Article 34(c) (2014). The provision did not, however, explicitly require that such changes be made before referral; that language was not added until the statute was rewritten in the Military Justice Act of 2016, 130 Stat. 2000, 2907-2908, effective on January 1, 2019. The new version is substantially identical to the version applicable in this case, except with the addition of the explicit requirement that changes be made before referral.
R.C.M. 603(d), however, limits the ability to make changes to charges, and it distinguishes between minor changes and major changes (with minor changes allowed but major changes prohibited). As it existed at the time of referral for the rehearing in this case, R.C.M. 603(d) stated:
Changes or amendments to charges or specifications other than minor changes may not be made over the objection of the accused unless the charge or specification affected is preferred anew
Part II, Manual for Courts-Martial (2012 ed.). That rule also did not distinguish between changes made before referral and after referral; such a distinction was not added to the rule until the 2019 edition of the Manual (along with other additions, including language that explicitly permits changes before referral).
Chief Judge Stucky’s opinion for the court is short. Considering those dueling provision – the change-permitting language in Article 34(c) and the change-prohibiting language in R.C.M. 603(d) – Chief Judge Stucky concludes that:
The words of Article 34 are clear and unambiguous: before referral, changes may be made to conform the specifications to the evidence contained in the report of the Article 32 investigating officer. In this case, that report showed that the offenses occurred sometime between August 2008 and June 2009, and the specifications were amended to reflect that. That is sufficient to resolve this case and affirm the judgment below.
Slip op. at 4. The Chief Judge’s observation that the statute permits changes before referral is, however, a bit of a departure from the language of the statute. As discussed above, at the time of referral in this case the plain language of the statute did not require that changes be made before referral; that language was not added until after the trial. But it doesn’t matter to the result because the plain language of the statute permitted changes at any time.
Judge Ryan’s concurring opinion addresses R.C.M. 603(d). She concludes that “the most natural understanding is that the 2012 version of R.C.M. 603 governs the amendment of charges . . . after the charges have been referred to a court-martial by the convening authority.” Con. op of Ryan, J. at 2 (emphasis added). Accordingly, the rule doesn’t apply in this case because the changes were made before referral. Judge Ryan also observes that the changes in this case are allowed because they “conform the charges and specifications to the evidence adduced at an Article 32, UCMJ, investigation,” not because they are major or minor. Con. op of Ryan, J. at 3.
Judge Maggs’ concurring opinion focuses on the nature of the changes in this case, concluding that the changes were minor changes (and so allowed if R.C.M. 603 applies) because they:
merely altered the alleged dates of offenses, and did not affect the nature or identity of the offenses against which Appellant had to defend himself.
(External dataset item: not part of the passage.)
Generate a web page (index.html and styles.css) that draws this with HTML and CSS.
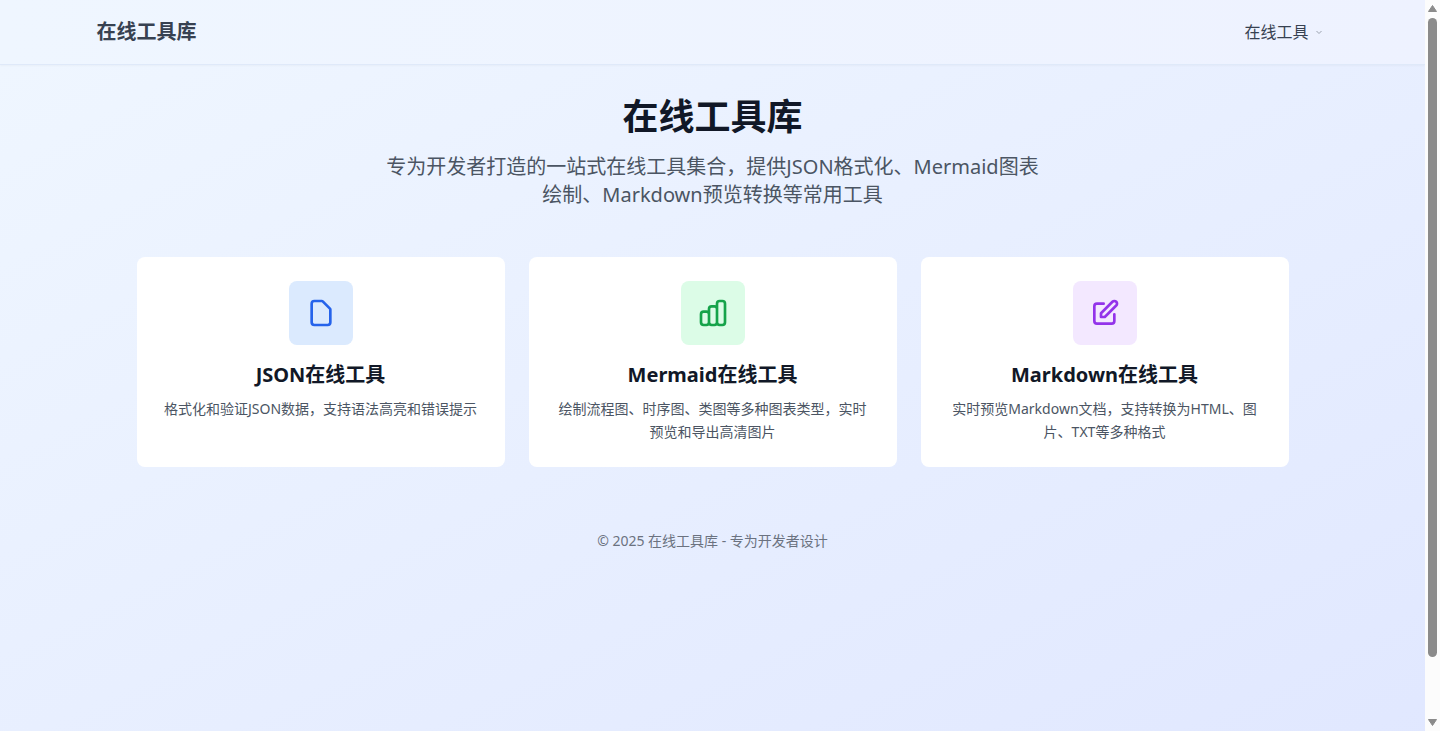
FILE: index.html
```
<!DOCTYPE html>
<html lang="zh-CN">
<head>
<meta charset="utf-8">
<meta name="viewport" content="width=device-width, initial-scale=1">
<title>在线工具库</title>
<link rel="stylesheet" href="styles.css">
</head>
<body>
<div class="page">
  <header class="topbar">
    <nav class="topbar-inner">
      <a class="brand" href="#">在线工具库</a>
      <button class="menu-button" type="button" aria-haspopup="true">
        在线工具
        <svg class="chevron" viewBox="0 0 8 8" aria-hidden="true"><path d="M1.500 3L4 5.500 6.500 3"/></svg>
      </button>
    </nav>
  </header>
  <div class="canvas">
    <main class="content">
      <section class="hero">
        <h1>在线工具库</h1>
        <p>专为开发者打造的一站式在线工具集合，提供JSON格式化、Mermaid图表绘制、Markdown预览转换等常用工具</p>
      </section>
      <section class="cards">
        <a class="card" href="#json">
          <span class="tile tile-blue">
            <svg class="icon" viewBox="0 0 24 24" aria-hidden="true"><path d="M7 21h10a2 2 0 002-2V9.414a1 1 0 00-.293-.707l-5.414-5.414A1 1 0 0012.586 3H7a2 2 0 00-2 2v14a2 2 0 002 2z"/></svg>
          </span>
          <h2>JSON在线工具</h2>
          <p>格式化和验证JSON数据，支持语法高亮和错误提示</p>
        </a>
        <a class="card" href="#mermaid">
          <span class="tile tile-green">
            <svg class="icon" viewBox="0 0 24 24" aria-hidden="true"><path d="M9 19v-6a2 2 0 00-2-2H5a2 2 0 00-2 2v6a2 2 0 002 2h2a2 2 0 002-2zm0 0V9a2 2 0 012-2h2a2 2 0 012 2v10m-6 0a2 2 0 002 2h2a2 2 0 002-2m0 0V5a2 2 0 012-2h2a2 2 0 012 2v14a2 2 0 01-2 2h-2a2 2 0 01-2-2z"/></svg>
          </span>
          <h2>Mermaid在线工具</h2>
          <p>绘制流程图、时序图、类图等多种图表类型，实时预览和导出高清图片</p>
        </a>
        <a class="card" href="#markdown">
          <span class="tile tile-purple">
            <svg class="icon" viewBox="0 0 24 24" aria-hidden="true"><path d="M11 5H6a2 2 0 00-2 2v11a2 2 0 002 2h11a2 2 0 002-2v-5m-1.414-9.414a2 2 0 112.828 2.828L11.828 15H9v-2.828l8.586-8.586z"/></svg>
          </span>
          <h2>Markdown在线工具</h2>
          <p>实时预览Markdown文档，支持转换为HTML、图片、TXT等多种格式</p>
        </a>
      </section>
      <footer class="footer">© 2025 在线工具库 - 专为开发者设计</footer>
    </main>
  </div>
</div>
<div class="scrollbar" aria-hidden="true">
  <svg class="arrow" viewBox="0 0 9 7"><path d="M4.500 .5L8.500 6.500H.5z"/></svg>
  <div class="track"><div class="thumb"></div></div>
  <svg class="arrow" viewBox="0 0 9 7"><path d="M4.500 6.500L.5 .5h8z"/></svg>
</div>
</body>
</html>
```
FILE: styles.css
```
* {
  box-sizing: border-box;
  margin: 0;
}

body {
  display: flex;
  height: 100vh;
  overflow: hidden;
  font-family: "Noto Sans", "Noto Sans CJK SC", sans-serif;
  color: #111827;
}

.page {
  flex: 1;
  min-width: 0;
  overflow-y: auto;
  scrollbar-width: none;
}

.topbar {
  position: relative;
  background: linear-gradient(to right, #eff6ff, #eef2ff);
  border-bottom: 1px solid #dfe9f9;
  box-shadow: 0 1px 2px rgba(0, 0, 0, 0.03);
}

.topbar-inner {
  display: flex;
  align-items: center;
  justify-content: space-between;
  max-width: 1280px;
  height: 64px;
  margin: 0 auto;
  padding: 0 24px;
}

.brand {
  font-size: 20px;
  line-height: 28px;
  font-weight: 700;
  color: #374151;
  text-decoration: none;
}

.menu-button {
  display: flex;
  align-items: center;
  gap: 6px;
  padding: 0 6px;
  border: 0;
  background: none;
  font: inherit;
  font-size: 16px;
  line-height: 24px;
  color: #374151;
}

.chevron {
  width: 8px;
  height: 8px;
  fill: none;
  stroke: #9ca3af;
}

.canvas {
  min-height: 100vh;
  background: linear-gradient(to bottom right, #eff6ff, #e0e7ff);
}

.content {
  max-width: 1184px;
  margin: 0 auto;
  padding: 32px 16px;
}

.hero {
  max-width: 672px;
  margin: 0 auto 48px;
  text-align: center;
}

.hero h1 {
  margin-bottom: 16px;
  font-size: 36px;
  line-height: 40px;
  font-weight: 700;
}

.hero p {
  font-size: 20px;
  line-height: 28px;
  color: #4b5563;
}

.cards {
  display: grid;
  grid-template-columns: repeat(3, 1fr);
  gap: 24px;
}

.card {
  display: flex;
  flex-direction: column;
  align-items: center;
  padding: 24px;
  border-radius: 8px;
  background: #fff;
  color: inherit;
  text-align: center;
  text-decoration: none;
}

.card h2 {
  margin: 16px 0 8px;
  font-size: 20px;
  line-height: 28px;
  font-weight: 700;
}

.card p {
  font-size: 14px;
  line-height: 23px;
  color: #4b5563;
}

.tile {
  display: grid;
  place-items: center;
  width: 64px;
  height: 64px;
  border-radius: 8px;
}

.tile-blue {
  background: #dbeafe;
  color: #2563eb;
}

.tile-green {
  background: #dcfce7;
  color: #16a34a;
}

.tile-purple {
  background: #f3e8ff;
  color: #9333ea;
}

.icon {
  width: 32px;
  height: 32px;
  fill: none;
  stroke: currentColor;
  stroke-width: 2;
  stroke-linecap: round;
  stroke-linejoin: round;
}

.footer {
  margin-top: 64px;
  font-size: 14px;
  line-height: 20px;
  text-align: center;
  color: #6b7280;
}

.scrollbar {
  display: flex;
  flex-direction: column;
  align-items: center;
  gap: 6px;
  width: 15px;
  padding: 5px 0;
  background: #fcfcfc;
}

.arrow {
  width: 9px;
  height: 7px;
  fill: #8b8b8b;
  stroke: #8b8b8b;
  stroke-linejoin: round;
}

.track {
  flex: 1;
  width: 9px;
}

.thumb {
  height: 92%;
  border-radius: 5px;
  background: #8b8b8b;
}
```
Con. op of Maggs, J. at 3. Judge Maggs takes no position on whether Article 34(c) permits changes regardless of kind prior to referral.
Judge Ohlson dissents. Observing that the President has the authority to make rules that provide greater protections to an accused than what Congress provides in the UCMJ, Judge Ohlson writes:
Rule for Courts-Martial (R.C.M.) 603—which prescribes how changes may be made to a charge sheet—also must be complied with in cases such as the one before us. I reach this conclusion for two reasons: (a) this Court should seek to harmonize relevant provisions of the UCMJ and the R.C.M.—such as Article 34, UCMJ, and R.C.M. 603; and (b) the President has the authority—such as in R.C.M. 603—to provide servicemembers with rights greater than those afforded by Congress as long as such an enhancement of rights does not run counter to a specific congressional mandate or prohibition. In the course of harmonizing Article 34, UCMJ, with R.C.M. 603, and then applying the increased procedural protections afforded servicemembers under the latter provision, I conclude that the Government failed to follow the procedures required under R.C.M. 603. Accordingly, I believe that the convictions for Specifications 1 and 6 of Charge I and the Specification of Charge II must be reversed.
Diss. op. of Ohlson, J. at 1. A footnote adds:
In simplest terms, a charge sheet provides an accused with proper formal notice of what he needs to defend against at trial. Such notice is grounded in principles of fundamental fairness. And it is important to underscore that the government alone controls the charge sheet from the inception of the charges through the court-martial itself. Thus, the requirement that when the government makes major changes to a charge sheet it then must prefer those charges anew—which typically is a relatively simple step—is a small procedural price to pay to ensure that notice requirements are strictly adhered to and that principles of fundamental fairness are scrupulously observed.
Diss. op. of Ohlson, J. at 2, n.3. Judge Ohlson also finds that the changes in this case are major changes because of how much they altered the dates of the alleged acts:
In the instant case, the Government wished to change the dates when it alleged that Appellant committed the charged offenses. But the change in dates was not a day or two, or a week or two, or even a month or two in length. Rather, long after the Article 32, UCMJ, hearing was concluded, the Government decided that it wanted to change the dates of the charged offenses by approximately 300 days. Common sense compels the conclusion that a change of that magnitude is not “minor.”
Diss. op. of Ohlson, J. at 2-3 (emphasis in original).